A Yellowknife man charged with having sex with three teenage girls will learn his fate next week.
Joshua Desjarlais, 27, faces three counts of sexual assault. He’s alleged to have had sex with two 14 year-old girls and one 15-year-old girl over a two-week span in September of 2017 in Yellowknife.
Desjarlais was 25 at the time.
In October 2017, Desjarlais told police that the sex was consensual and he thought they were of age.
In cases such as this, where an accused uses a “mistaken belief in age” defence, a judge must be satisfied beyond a reasonable doubt that the accused did not take all necessary steps to determine the age of the complainant for a conviction to be handed down.
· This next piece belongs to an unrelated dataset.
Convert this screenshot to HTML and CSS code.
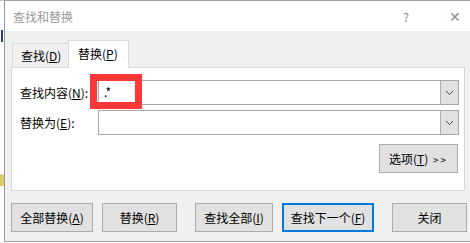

In a judge-alone trial in February, two of the three complainants testified.
One of witnesses testified that she had sex with Desjarlais, and that it was “likely consensual.” A second complainant was clear her sexual encounter with Desjarlais was not consensual.
The third complainant, who had been using a testimonial aid to block her from having to see Desjarlais in court, halted her testimony and left the courthouse. Without her evidence, the Crown is relying on Desjarlais’s admission to secure a conviction.
Through testimony, the court heard the complainants visited Desjarlais’s apartment over the two-week period in question, where cocaine and alcohol were allegedly supplied by the accused to the teenage girls.
One of the complainants detailed drug-fueled sexual encounters with Desjarlais.
During the trial, defence lawyer Scott Cowan argued that his client was told the girls were of age, and that he believed them.
One complainant testified she told Desjarlais she was 18, adding it was “kind of a joke.”
Cowan noted the complainants held jobs, didn’t appear to be in school, had “easy access” to alcohol, wore makeup and “looked older” than they were. Based on this information, along with what his client claims he was told by the girls regarding their ages, Cowan said Desjarlais was led to a “reasonable belief” each of the complainants were over the age of 16.
Prosecutor Morgan Fane said the age indicators used by the defence could just as easily describe a young person under the age of 16. Fane said the accused’s claim that he believed the girls were over 16 by virtue of their drinking and drug use did not hold much weight.
Fane argued Desjarlais did not have a “reasonable belief” the girls were of age, and that he was “willfully blind” to that fact.
Justice Shannon Smallwood has been left to decide the accused’s fate.
A decision was expected on Wednesday, but Smallwood offered counsel a chance to review and make submissions on a two-week-old Supreme Court of Canada ruling relevant to the case.
Outside of the Yellowknife Courthouse, Cowan said the defence’s position has been consistent with what his client told police when he first spoke to them in October 2017.
“He was told that they were of age and he believed they were of age and thus there was no offence being committed,” he said, adding “we now know they were under 16.”
The Crown submits it has proven beyond a reasonable doubt that Desjarlais did not take all reasonable steps to ascertain the complainants’ ages, and therefore didn’t have a reasonable belief they were of age, committing the offences as a result.
Smallwood is expected to give her decision on April 10.
In Canada, a person must be 16 or older to legally consent to sex. There are exceptions in in which a 14 or 15 year old can legally consent to sex, but only if their partner is less than five years older and not in a position of trust or authority.